27 October 2014

"A Man Called Van Aken", Part Two

Today the name most frequently associated with Belle Mead is that of New Jersey Senator John R. McPherson.  Pretty remarkable considering that the millionaire politician from Jersey City held the farm property for about a decade, and sold it in 1891!

Senator John R. McPherson




McPherson was born in 1833 in Livingston County, New York, and moved to Jersey City at the age of 26.  He sometimes used the middle name "Rhoderic" but later confessed that the "R" didn't stand for anything at all and was only used to distinguish him from many other "John McPhersons". He knew how to make money in the cattle business, and kept right on doing it in New Jersey, especially after he was elected as a Jersey City alderman in 1864.  By that time he was already well-established in the stockyards business at Hudson City, New Jersey, and was soon a millionaire through his business and real estate holdings.  As the New York World put it in an 1897 profile, "He had a knack of getting on the winning side, especially when politics and business overlapped."



Patent for an improved stock car, 1876

After six years as an alderman, three as president of that board, he was elected to the New Jersey State Senate.  In 1876, the same year he filed a patent for an improved stock car design, McPherson was a Democratic presidential elector for Samuel J. Tilden in his failed bid to defeat Rutherford B. Hayes - the closest presidential election in U.S. history - setting up his own nomination and election by the New Jersey State Legislature to the first of his three terms in the U.S. Senate.

From The Illustrated American, 1891


It was during McPherson's first term in 1878 that he learned of the plight of real estate developer and entrepreneur William Van Aken.
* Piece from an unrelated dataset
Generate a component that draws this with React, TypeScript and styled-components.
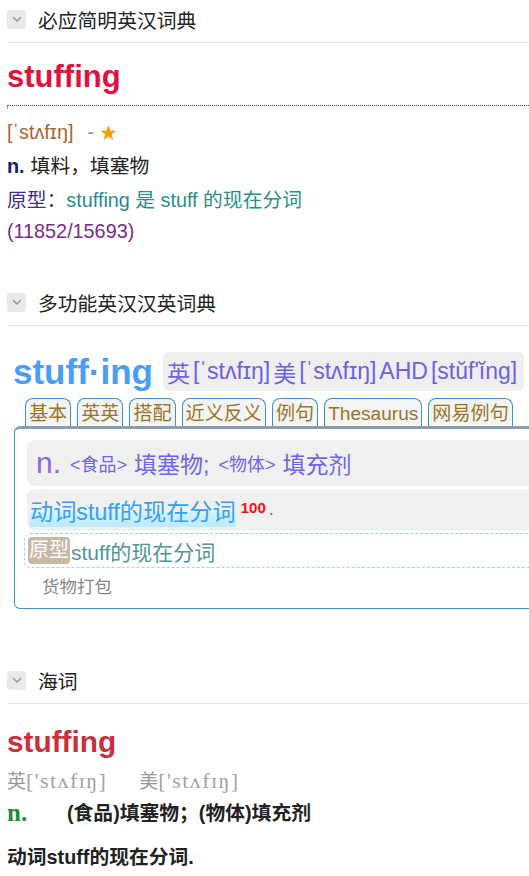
import React from 'react'
import styled, { createGlobalStyle } from 'styled-components'

const GlobalStyle = createGlobalStyle`
  html, body {
    margin: 0;
    padding: 0;
    background: #ffffff;
    overflow-x: hidden;
  }
  body {
    font-family: 'Liberation Sans', 'Noto Sans CJK SC', sans-serif;
    color: #222;
  }
`;

const Page = styled.div`
  padding: 0 0 20px 7px;
  width: 522px;
`;

const SectionHeader = styled.div<{ $top?: number }>`
  display: flex;
  align-items: center;
  gap: 12px;
  height: 38px;
  padding-bottom: 4px;
  margin-top: ${p => p.$top ?? 0}px;
  border-bottom: 1px solid #e6e6e6;
`;

const Toggle = styled.span`
  width: 19px;
  height: 19px;
  border-radius: 3px;
  background: #e9e9e9;
  display: flex;
  align-items: center;
  justify-content: center;
`;

const SectionTitle = styled.span`
  font-size: 19.8px;
  color: #222;
`;

/* ---------- bing ---------- */

const BingWord = styled.div`
  margin-top: 16px;
  font-size: 31px;
  line-height: 36px;
  font-weight: 700;
  color: #e2103e;
  padding-bottom: 10px;
  border-bottom: 1px dotted #e2103e;
  position: relative;

  &::after {
    content: '';
    position: absolute;
    left: 0;
    bottom: -4px;
    width: 1px;
    height: 3px;
    background: #999;
  }
`;

const BingLines = styled.div`
  margin-top: 9px;
`;

const Line = styled.div<{ $h?: number }>`
  height: ${p => p.$h ?? 34}px;
  line-height: ${p => p.$h ?? 34}px;
  font-size: 19.8px;
  white-space: nowrap;
`;

const Phon = styled.span`
  color: #a86432;
`;

const Dash = styled.span`
  color: #888;
  margin-left: 14px;
`;

const Star = styled.span`
  color: #f5a000;
  font-size: 17px;
  margin-left: 6px;
`;

const Pos = styled.b`
  color: #1a1a66;
  margin-right: 6px;
`;

const Label = styled.span`
  color: #3a2f8a;
`;

const Teal = styled.span`
  color: #2a8c8c;
`;

const Freq = styled.span`
  color: #7a2a88;
`;

/* ---------- multi-function ---------- */

const HeadRow = styled.div`
  margin-top: 26px;
  display: flex;
  align-items: center;
  gap: 10px;
  padding-left: 6px;
  height: 39px;
  white-space: nowrap;
`;

const BigWord = styled.span`
  font-size: 35px;
  font-weight: 700;
  color: #4a9ef8;
`;

const PhonBox = styled.span`
  background: #efefef;
  border-radius: 6px;
  height: 39px;
  display: flex;
  align-items: center;
  padding: 0 4px;
  font-size: 23px;
  color: #6b62e6;
`;

const PhonPart = styled.span`
  margin-right: 3px;
`;

const Tabs = styled.div`
  margin-top: 7px;
  display: flex;
  gap: 6px;
  padding-left: 18px;
  height: 28px;
`;

const Tab = styled.span`
  height: 28px;
  box-sizing: border-box;
  padding: 0 3px;
  border: 1px solid #3a92d2;
  border-bottom: none;
  border-radius: 8px 8px 0 0;
  background: #f4f4f4;
  color: #9a7426;
  font-size: 19.1px;
  line-height: 30px;
  white-space: nowrap;
`;

const Card = styled.div`
  margin-left: 7px;
  width: 540px;
  box-sizing: border-box;
  border: 1.5px solid #3c97d3;
  border-top: 3px solid #8c9cae;
  border-radius: 6px;
  padding: 11px 0 9px 9px;
  display: flex;
  flex-direction: column;
  gap: 3px;
`;

const GrayRow = styled.div<{ $h: number; $pad: number }>`
  margin-left: 3px;
  height: ${p => p.$h}px;
  background: #f0f0f0;
  border-radius: 8px;
  display: flex;
  align-items: center;
  padding-left: ${p => p.$pad}px;
  white-space: nowrap;
  color: #6d66e6;
`;

const DefPos = styled.span`
  font-size: 30px;
  color: #8d6ad8;
  margin-right: 9px;
`;

const Tag = styled.span`
  font-size: 18px;
  margin-right: 7px;
`;

const DefText = styled.span`
  font-size: 23px;
  margin-right: 9px;
`;

const Verb = styled.span`
  font-size: 23.2px;
  color: #38a0f0;
  background: linear-gradient(to bottom, transparent 55%, #d2f2ff 55%, #bfe9ff 100%);
`;

const Sup = styled.sup`
  color: #ee1111;
  font-weight: 700;
  font-size: 15px;
  margin-left: 5px;
  position: relative;
  top: -2px;
`;

const Dot = styled.span`
  color: #6d66e6;
  font-size: 18px;
  margin-left: 3px;
`;

const DashedRow = styled.div`
  height: 35px;
  box-sizing: border-box;
  border: 1px dashed #9ad6f2;
  border-radius: 6px;
  display: flex;
  align-items: center;
  padding-left: 3px;
  white-space: nowrap;
`;

const OrigTag = styled.span`
  background: #c9b8a5;
  color: #fff;
  font-size: 20px;
  border-radius: 4px;
  padding: 0 1px;
  line-height: 27px;
  margin-right: 1px;
`;

const OrigText = styled.span`
  color: #4f9696;
  font-size: 21px;
`;

const Note = styled.div`
  padding-left: 18px;
  margin-top: 4px;
  height: 24px;
  line-height: 24px;
  font-size: 17.5px;
  color: #888;
`;

/* ---------- haici ---------- */

const HaiciWord = styled.div`
  margin-top: 20px;
  font-size: 29.8px;
  line-height: 36px;
  font-weight: 700;
  color: #c8303c;
`;

const HaiciPhonLine = styled.div`
  margin-top: 6px;
  height: 30px;
  line-height: 30px;
  display: flex;
  gap: 32px;
  white-space: nowrap;
`;

const Accent = styled.span`
  font-size: 19px;
  color: #999;
`;

const SerifPhon = styled.span`
  font-family: 'Liberation Serif', 'DejaVu Serif', serif;
  font-size: 22px;
  letter-spacing: 1.4px;
  color: #a4a4a4;
`;

const HaiciDefLine = styled.div<{ $top: number }>`
  margin-top: ${p => p.$top}px;
  height: 30px;
  line-height: 30px;
  display: flex;
  font-size: 19.8px;
  font-weight: 700;
  color: #222;
  white-space: nowrap;
`;

const GreenPos = styled.span`
  width: 60px;
  font-family: 'Liberation Serif', 'DejaVu Serif', serif;
  font-size: 25px;
  color: #218a3a;
`;

const Chevron = () => (
  <svg width="12" height="12" viewBox="0 0 12 12">
    <path d="M2.5 4.5 L6 8 L9.5 4.5" fill="none" stroke="#9a9a9a" strokeWidth="1.6" strokeLinecap="round" strokeLinejoin="round" />
  </svg>
);

const Header = ({ title, top }: { title: string; top?: number }) => (
  <SectionHeader $top={top}>
    <Toggle><Chevron /></Toggle>
    <SectionTitle>{title}</SectionTitle>
  </SectionHeader>
);

const tabs = ['基本', '英英', '搭配', '近义反义', '例句', 'Thesaurus', '网易例句'];

export default function App() {
  return (
    <>
      <GlobalStyle />
      <Page>
        <Header title="必应简明英汉词典" />
        <BingWord>stuffing</BingWord>
        <BingLines>
          <Line>
            <Phon>[ˈstʌfɪŋ]</Phon>
            <Dash>-</Dash>
            <Star>★</Star>
          </Line>
          <Line>
            <Pos>n.</Pos>填料，填塞物
          </Line>
          <Line>
            <Label>原型：</Label>
            <Teal>stuffing 是 stuff 的现在分词</Teal>
          </Line>
          <Line $h={28}>
            <Freq>(11852/15693)</Freq>
          </Line>
        </BingLines>

        <Header title="多功能英汉汉英词典" top={38} />
        <HeadRow>
          <BigWord>stuff·ing</BigWord>
          <PhonBox>
            <PhonPart>英</PhonPart>
            <PhonPart>[ˈstʌfɪŋ]</PhonPart>
            <PhonPart>美</PhonPart>
            <PhonPart>[ˈstʌfɪŋ]</PhonPart>
            <PhonPart>AHD</PhonPart>
            <PhonPart>[stŭf'ĭng]</PhonPart>
          </PhonBox>
        </HeadRow>
        <Tabs>
          {tabs.map(t => <Tab key={t}>{t}</Tab>)}
        </Tabs>
        <Card>
          <GrayRow $h={46} $pad={9}>
            <DefPos>n.</DefPos>
            <Tag>&lt;食品&gt;</Tag>
            <DefText>填塞物;</DefText>
            <Tag>&lt;物体&gt;</Tag>
            <DefText>填充剂</DefText>
          </GrayRow>
          <GrayRow $h={41} $pad={3}>
            <Verb>动词stuff的现在分词</Verb>
            <Sup>100</Sup>
            <Dot>.</Dot>
          </GrayRow>
          <DashedRow>
            <OrigTag>原型</OrigTag>
            <OrigText>stuff的现在分词</OrigText>
          </DashedRow>
          <Note>货物打包</Note>
        </Card>

        <Header title="海词" top={52} />
        <HaiciWord>stuffing</HaiciWord>
        <HaiciPhonLine>
          <span>
            <Accent>英</Accent>
            <SerifPhon>['stʌfɪŋ]</SerifPhon>
          </span>
          <span>
            <Accent>美</Accent>
            <SerifPhon>['stʌfɪŋ]</SerifPhon>
          </span>
        </HaiciPhonLine>
        <HaiciDefLine $top={2}>
          <GreenPos>n.</GreenPos>
          <span>(食品)填塞物；(物体)填充剂</span>
        </HaiciDefLine>
        <HaiciDefLine $top={14}>
          动词stuff的现在分词.
        </HaiciDefLine>
      </Page>
    </>
  );
}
A few years previously, Van Aken acquired 800 acres of property in central New Jersey along the proposed route of the Philadelphia and Reading Railroad's Delaware and Bound Brook division with the intent of developing a small industrial city along the line.  Despite having secured a railroad station with the promise of regular service, and an expenditure of several hundreds of thousands of dollars in improvements, sales of residential lots were slow, manufacturers were not interested, and he was losing money.
 
Belle Mead looking west toward the Sourland Mountains

Van Aken's attempt to dispose of the entire enterprise was blocked by his wife - she had recently filed for divorce - and the property went into foreclosure.



Belle Mead looking north

According to Van Aken's later testimony, he and Senator McPherson were well acquainted through Van Aken's business interest in New York dockyards.  It was easy then for him to approach McPherson with a scheme allowing the senator to purchase the foreclosed property at a low price of $30,000 and continue Van Aken's development plan, with the eventual profits to be split between the gentlemen.

That's not how McPherson remembered it when the pair met again eighteen years later, with near-tragic consequences.